Segregated Minority Service Members
Pervasive racism used to justify separate and unequal living standards for millions of Black Americans plagued the nation in World War II as the Commander in Chief worked to rally America's defenses. While many Americans sought to unite in the face of oppression from abroad, others defended oppression at home and resisted calls by civil rights advocates to fully integrate the military. Instead of welcoming the opportunity to live up to its professed democratic principles of equality, the nation continued to employ Black Americans within a segregated military system. That system limited their station locations, enlistment opportunities, promotions, training, and education for skilled positions and made every effort to minimize their presence in the U.S. Armed Forces. The government's decision to construct military training camps in southern states where Jim Crow guaranteed second-class status for Black citizens added another obstacle in the way of civil rights advocates. Despite the need for unity, the American people remained divided socially and politically, which impacted life at Camp Howze.
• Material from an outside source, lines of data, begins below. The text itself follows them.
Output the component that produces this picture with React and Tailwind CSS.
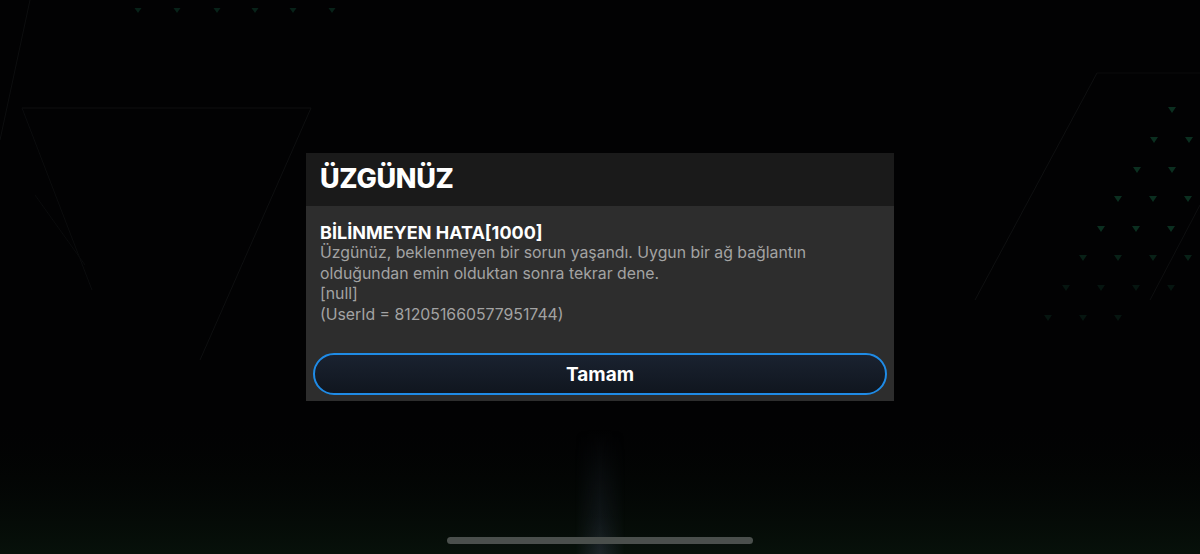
import React from "react";

function Background() {
  const topTris = [138, 177, 217, 255, 293, 332];
  const rightTris = [
    [1172, 110], [1154, 140], [1189, 140],
    [1137, 170], [1172, 170],
    [1118, 199], [1153, 199], [1188, 199],
    [1101, 229], [1136, 229], [1171, 229],
    [1083, 258], [1118, 258], [1153, 258], [1188, 258],
    [1066, 288], [1101, 288], [1136, 288], [1171, 288],
    [1048, 318], [1083, 318], [1118, 318],
  ];
  return (
    <svg className="absolute inset-0 h-full w-full" viewBox="0 0 1200 554" preserveAspectRatio="none">
      <defs>
        <linearGradient id="floorV" x1="0" y1="0" x2="0" y2="1">
          <stop offset="0%" stopColor="#020302" stopOpacity="0" />
          <stop offset="100%" stopColor="#07110a" stopOpacity="1" />
        </linearGradient>
        <linearGradient id="streak" x1="0" y1="0" x2="0" y2="1">
          <stop offset="0%" stopColor="#1c232c" stopOpacity="0" />
          <stop offset="70%" stopColor="#1c232c" stopOpacity="0.45" />
          <stop offset="100%" stopColor="#28303a" stopOpacity="0.65" />
        </linearGradient>
        <linearGradient id="streakH" x1="0" y1="0" x2="1" y2="0">
          <stop offset="0%" stopColor="#fff" stopOpacity="0" />
          <stop offset="50%" stopColor="#fff" stopOpacity="1" />
          <stop offset="100%" stopColor="#fff" stopOpacity="0" />
        </linearGradient>
        <mask id="streakMask">
          <rect x="575" y="430" width="50" height="124" fill="url(#streakH)" />
        </mask>
      </defs>
      <rect x="0" y="0" width="1200" height="554" fill="#020203" />
      <rect x="0" y="420" width="1200" height="134" fill="url(#floorV)" />
      <rect x="575" y="430" width="50" height="124" fill="url(#streak)" mask="url(#streakMask)" />
      <path d="M0 140 L30 0" stroke="#0d0e0f" strokeWidth="1" fill="none" />
      <path d="M22 108 L311 108 L200 360" stroke="#0e0f10" strokeWidth="1" fill="none" />
      <path d="M22 108 L92 290" stroke="#0b0c0d" strokeWidth="1" fill="none" />
      <path d="M35 195 L85 265" stroke="#0a0b0c" strokeWidth="1" fill="none" />
      <path d="M1097 73 L1200 73" stroke="#0a0b0c" strokeWidth="1" fill="none" />
      <path d="M1097 73 L975 300" stroke="#0f1011" strokeWidth="1" fill="none" />
      <path d="M1200 205 L1150 300" stroke="#0e0f10" strokeWidth="1" fill="none" />
      {topTris.map((x) => (
        <path key={x} d={`M${x - 3.5} 8 L${x + 3.5} 8 L${x} 13 Z`} fill="#082219" />
      ))}
      {rightTris.map(([x, y], i) => (
        <path
          key={i}
          d={`M${x - 4} ${y - 3} L${x + 4} ${y - 3} L${x} ${y + 3} Z`}
          fill={y < 240 ? "#0b2f20" : y < 280 ? "#082117" : "#061510"}
        />
      ))}
    </svg>
  );
}

export default function App() {
  return (
    <div className="relative h-[554px] w-[1200px] overflow-hidden bg-[#020203]" style={{ fontFamily: "Inter, 'Noto Sans', sans-serif" }}>
      <Background />
      <div className="relative flex h-full w-full flex-col items-center">
        <div className="mt-[153px] flex w-[588px] flex-col">
          <div className="flex h-[53px] items-center bg-[#1a1a1a] px-[14px]">
            <h1 className="text-[27px] font-extrabold tracking-[-0.3px] text-white">ÜZGÜNÜZ</h1>
          </div>
          <div className="flex flex-col bg-[#2d2d2d] px-[7px] pb-[6px] pt-[16px]">
            <div className="px-[7px]">
              <div className="text-[18px] font-bold leading-[21px] text-white">BİLİNMEYEN HATA[1000]</div>
              <p className="text-[15.8px] leading-[20.5px] text-[#a3a3a3]">
                Üzgünüz, beklenmeyen bir sorun yaşandı. Uygun bir ağ bağlantın
                <br />
                olduğundan emin olduktan sonra tekrar dene.
                <br />
                [null]
                <br />
                (UserId = 812051660577951744)
              </p>
            </div>
            <button className="mt-[28px] flex h-[42px] w-full items-center justify-center rounded-full border-[2.5px] border-[#1f8be6] bg-gradient-to-b from-[#1a2230] to-[#10161f] pt-[3px] text-[19px] font-bold text-white">
              Tamam
            </button>
          </div>
        </div>
        <div className="absolute bottom-[10px] left-[447px] h-[7px] w-[306px] rounded-full bg-[#4a4f4c]" />
      </div>
    </div>
  );
}
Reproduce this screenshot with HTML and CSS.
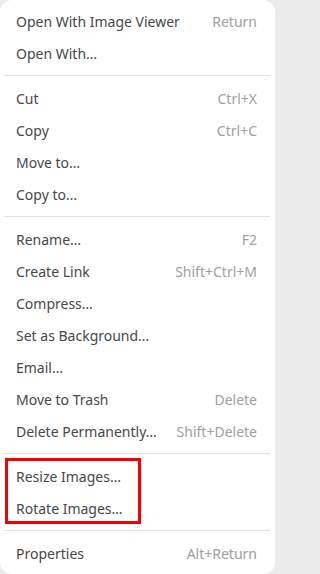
FILE: index.html
```html
<!DOCTYPE html>
<html lang="en">
<head>
<meta charset="utf-8">
<title>Context menu</title>
<link rel="stylesheet" href="styles.css">
</head>
<body>
<div class="menu">
  <div class="section">
    <div class="item"><span class="label">Open With Image Viewer</span><span class="accel">Return</span></div>
    <div class="item"><span class="label">Open With…</span></div>
  </div>
  <div class="sep"></div>
  <div class="section">
    <div class="item"><span class="label">Cut</span><span class="accel">Ctrl+X</span></div>
    <div class="item"><span class="label">Copy</span><span class="accel">Ctrl+C</span></div>
    <div class="item"><span class="label">Move to…</span></div>
    <div class="item"><span class="label">Copy to…</span></div>
  </div>
  <div class="sep"></div>
  <div class="section">
    <div class="item"><span class="label">Rename…</span><span class="accel">F2</span></div>
    <div class="item"><span class="label">Create Link</span><span class="accel">Shift+Ctrl+M</span></div>
    <div class="item"><span class="label">Compress…</span></div>
    <div class="item"><span class="label">Set as Background…</span></div>
    <div class="item"><span class="label">Email…</span></div>
    <div class="item"><span class="label">Move to Trash</span><span class="accel">Delete</span></div>
    <div class="item"><span class="label">Delete Permanently…</span><span class="accel">Shift+Delete</span></div>
  </div>
  <div class="sep"></div>
  <div class="section highlighted">
    <div class="item"><span class="label">Resize Images…</span></div>
    <div class="item"><span class="label">Rotate Images…</span></div>
    <div class="mark"></div>
  </div>
  <div class="sep"></div>
  <div class="section">
    <div class="item"><span class="label">Properties</span><span class="accel">Alt+Return</span></div>
  </div>
</div>
</body>
</html>
```

FILE: styles.css
```css
html, body {
  margin: 0;
  padding: 0;
  background: #ececec;
}
body {
  width: 275px;
  height: 574px;
  overflow: hidden;
}
.menu {
  box-sizing: border-box;
  width: 275px;
  height: 574px;
  background: #ffffff;
  border-radius: 12px;
  padding: 5px 0 4px 0;
  display: flex;
  flex-direction: column;
  font-family: "Noto Sans", "DejaVu Sans", sans-serif;
  font-size: 14px;
  color: #474747;
}
.section {
  display: flex;
  flex-direction: column;
}
.highlighted {
  position: relative;
}
.item {
  height: 32px;
  display: flex;
  align-items: center;
  justify-content: space-between;
  padding: 0 18px 0 16px;
}
.accel {
  color: #a0a0a0;
}
.sep {
  height: 1px;
  background: #e3e3e3;
  margin: 6px 5px 6px 4px;
}
.mark {
  position: absolute;
  left: 5px;
  top: -2px;
  width: 136px;
  height: 66px;
  box-sizing: border-box;
  border: 3px solid #f50000;
  pointer-events: none;
}
```
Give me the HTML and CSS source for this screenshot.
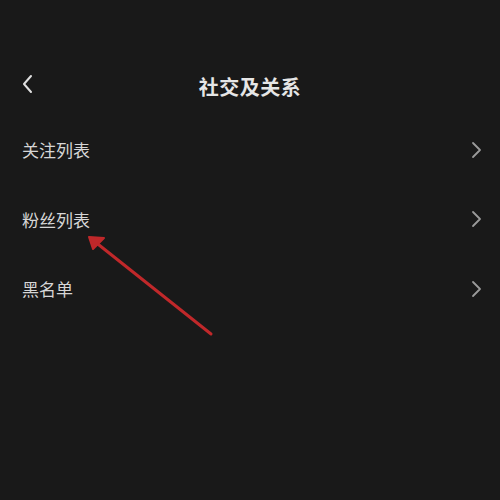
FILE: index.html
```html
<!DOCTYPE html>
<html lang="zh">
<head>
<meta charset="utf-8">
<link rel="stylesheet" href="styles.css">
</head>
<body>
<div class="screen">
  <header class="header">
    <svg class="back" width="14" height="20" viewBox="0 0 14 20"><path d="M10 2 L3 10 L10 18" fill="none" stroke="#e0e0e0" stroke-width="2" stroke-linecap="round" stroke-linejoin="round"/></svg>
    <h1 class="title">社交及关系</h1>
  </header>
  <ul class="list">
    <li class="row"><span class="label">关注列表</span><svg class="chev" width="12" height="18" viewBox="0 0 12 18"><path d="M3 2 L10 9 L3 16" fill="none" stroke="#9a9a9a" stroke-width="1.8" stroke-linecap="round" stroke-linejoin="round"/></svg></li>
    <li class="row"><span class="label">粉丝列表</span><svg class="chev" width="12" height="18" viewBox="0 0 12 18"><path d="M3 2 L10 9 L3 16" fill="none" stroke="#9a9a9a" stroke-width="1.8" stroke-linecap="round" stroke-linejoin="round"/></svg></li>
    <li class="row"><span class="label">黑名单</span><svg class="chev" width="12" height="18" viewBox="0 0 12 18"><path d="M3 2 L10 9 L3 16" fill="none" stroke="#9a9a9a" stroke-width="1.8" stroke-linecap="round" stroke-linejoin="round"/></svg></li>
  </ul>
  <svg class="annot" width="500" height="500" viewBox="0 0 500 500">
    <line x1="211" y1="334" x2="94" y2="241" stroke="#c0282a" stroke-width="3" stroke-linecap="round"/>
    <path d="M89 237 L104 238 L93 249 Z" fill="#c0282a" stroke="#c0282a" stroke-width="2" stroke-linejoin="round"/>
  </svg>
</div>
</body>
</html>
```
FILE: styles.css
```css
html, body {
  margin: 0;
  padding: 0;
  background: #191919;
}
.screen {
  position: relative;
  width: 500px;
  height: 500px;
  background: #191919;
  font-family: "Noto Sans CJK SC", "Noto Sans", sans-serif;
  overflow: hidden;
}
.header {
  margin-top: 56px;
  height: 60px;
  display: flex;
  align-items: center;
  justify-content: center;
  position: relative;
}
.back {
  position: absolute;
  left: 21px;
  top: 18px;
}
.title {
  margin: 0;
  font-size: 20px;
  font-weight: 700;
  color: #e6e6e6;
  letter-spacing: 0.5px;
}
.list {
  list-style: none;
  margin: 0;
  padding: 0;
}
.row {
  height: 69.5px;
  display: flex;
  align-items: center;
  justify-content: space-between;
  padding: 0 18px 0 22px;
}
.label {
  font-size: 17px;
  color: #d6d6d6;
  margin-top: -2px;
}
.chev {
  margin-top: -2px;
}
.annot {
  position: absolute;
  left: 0;
  top: 0;
  pointer-events: none;
}
```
Each week the camp's newspaper, the Camp Howze Howitzer, printed stories to inform its service members, military families, and volunteers about the camp and projected an image of a strong and unified army they could all support. It shared photos, updates, announcements, and jokes to keep morale high and troops motivated. Its publication printed thousands of photographs and stories about people's daily activities and achievements at Camp Howze. There was no shortage of evidence that Camp Howze was full of life while war-related activities occurred around the clock for four years. Yet, comparable depictions of Black service members were conspicuously scarce in all publications circulating throughout the region, including the Camp Howze Howitzer. Unfortunately, the racist beliefs enshrined into law and enforced by military policies hid from view so much of Black Americans' contributions to the war effort. With very few exceptions, the Camp Howze Howitzer was a window into life as a "white" soldier. Though it occasionally published stories about immigrant soldiers, Jewish soldiers, Latino soldiers, Filipino, Chinese, and Japanese American soldiers, the paper filled its pages with faces and accounts of "white" service members and civilians.
Separated from the story, Black Americans appeared to have little impact on the war effort at Camp Howze, though they were likely the largest minority group there. According to former Gainesville Daily Register reporter and local author Betty Stephenson's 1991 book memorializing Camp Howze, approximately 2,000 black soldiers were stationed at the camp. Whether in the Army Service Forces or as members of detachments to the Army Ground Forces, or Army Air Corps, or as a woman officer in the Army Nurse Corps, Black service members, and citizen volunteers were present at Camp Howze in numbers that took a significant and concerted effort to ignore; a well-produced illusion designed to satisfy the demand of those who insisted some people were more equal than others.